GSS Minor Status Error Chain:
globus_gsi_gssapi: SSLv3 handshake problems OpenSSL Error: 
s3_clnt.c:951: in library: SSL routines, function
SSL3_GET_SERVER_CERTIFICATE: certificate verify failed
globus_gsi_callback_module: Could not verify credential
globus_gsi_callback_module: Can't get the local trusted CA certificate: 
Untrusted self-signed certificate in chain with hash 1149214e

gss_init_context failed

you need to update your CA certificates files. Formerly the issuer "/C=DE/O=DFN-Verein/OU=DFN-PKI/CN=DFN-Verein User CA Grid - G01" signed the certificates with subject "/C=DE/O=GridGermany/.*". to avoid that a CA can sign for any subject, on any system there is a list of files describing which CA is allowed to sign for which subject. Since the DFN changed their CA server names (switched from several issuing servers to one) the new server "/C=DE/O=DFN-Verein/OU=DFN-PKI/CN=DFN-Verein PCA Grid - G01" needs to issue for the subjects "/C=DE/O=GridGermany/.*" as well but this is restricted by the files on your local systems and therefore the new certificate is invalid.
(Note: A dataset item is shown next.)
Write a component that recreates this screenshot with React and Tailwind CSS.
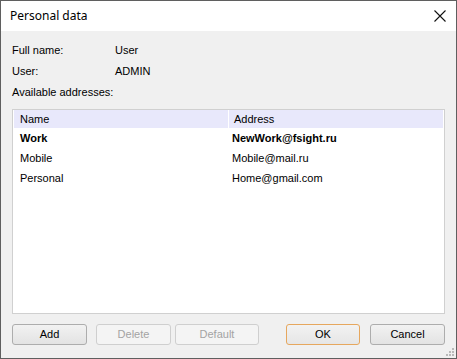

You have to install the new CA certificates files either in the global "/etc/grid-security/certicates" directory (globus full installation on Linux) or in the ".globus/certificates" directory below your local home directory (overriding the system defaults or if using Windows)

If the hash value from the error message above is "1149214e" (filenames in the directory are "1149214e.*" or in newer versions "DFN-GridGermany-Root.*") you can either download the new Version (ca_GermanGrid-X.XX.tar.gz the name changes upon new revisions of the certificate bundles) for DFN Root CA (http://dist.eugridpma.info/distribution/igtf/current/accredited/tgz/ ) and extract it to the corresponding directory or you can use the package for all CAs which are in the International Grid Trust Federation (IGTF) (http://dist.eugridpma.info/distribution/igtf/current/accredited/igtf-preinstalled-bundle-classic.tar.gz).

If the hash value differs you can use the package or look in the corresponding .info file and try to fetch the corresponing file for the specific CA After extracting the files the new certificate should be accepted and you should be able to log in again.

IMPORTANT: You have to rename the corresponding .pem file to .0 if the error still exists (i.e. DFN-GridGermany-Root.pem -> DFN-GridGermany-Root.0)

If the same error messages like above occur, but they are truncated before printing out the certificate hash:

GSS Minor Status Error Chain:
globus_gsi_gssapi: SSLv3 handshake problems
OpenSSL Error: s3_srvr.c:2010: in library: SSL routines, function 
SSL3_GET_CLIENT_CERTIFICATE: no certificate returned
globus_gsi_callback_module: Could not verify credential
globus_gsi_callback_module: Can't get the local trusted CA certificate: Cannot 
find trusted CA certificate wit

then, it could probably be caused by an update of libssl. Then, you have to recompile/reinstall globus.

There was a problem with the connection or with authenticating: Error from GSS layer

..
com.sshtools.j2ssh.transport.kex.KeyExchangeException: Error from GSS layer 
..
Caused by: GSSException: Failure unspecified at GSS-API level [Caused by:    Unknown CA]
..

If you receive an Java Exception like the one above it os probably caused because your client doesn't accept the server's certificate. This is the case if you global /etc/grid-security/certificates/ directory or your personal /.globus/certificates/ directory (overwriting the global directory) doesn't contain information about the CA for the server's certificate which describes which namespaces are allowed for the CA and the corresponding public key and so on. To solve this problem please folow the solution for the prior topic Untrusted self-signed certificate

Could not load your certificate: [JGLOBUS-22] Algorithm not supported

This error apear at least when you used Firefox in combination with OpenSSL on Windows 7. It seems that opensssl creates the wrong format by default. To solve this issue you have to use openssl again to rewrite the userkey.pem.

openssl rsa -des3 -in userkey.pem -out userkey2.pem

Please don't use the same in and out filename since it seems to fail then. Rename the output file afterwards and copy it to your .globus directory in your home. Don't omit the "-des3" option since then your key will be saved without any password protection.

Support

Development Support Question

I cannot build my application, it is not running, or I did nothing and it does not work anymore. Please help me.

If you need support to get your application working it is necessary to provide some information to get useful help.

If you have problems to build your application please provide the following information.

  • Used software modules (module list),
  • The calls to the tools like compiler or linker,
  • The output from these tools.

If you have problems during the excution of your application please provide the following information.

  • The command which you have used to submit your job to the execution queue (qsub ...),
  • Used software modules (module list),
  • The path where you have executed your program, command or script to execute the program, the information for input files.

In cases similar to that that you did not use your application for some time, made a recompilation (but did not change anything else) and run into problems, please recompile your application with a command like

 make ... | tee make.log

Please check the output carefully for warnings which could potentially be hints for problems. If this does not help, bundle this log together with the information mentioned above in your support question.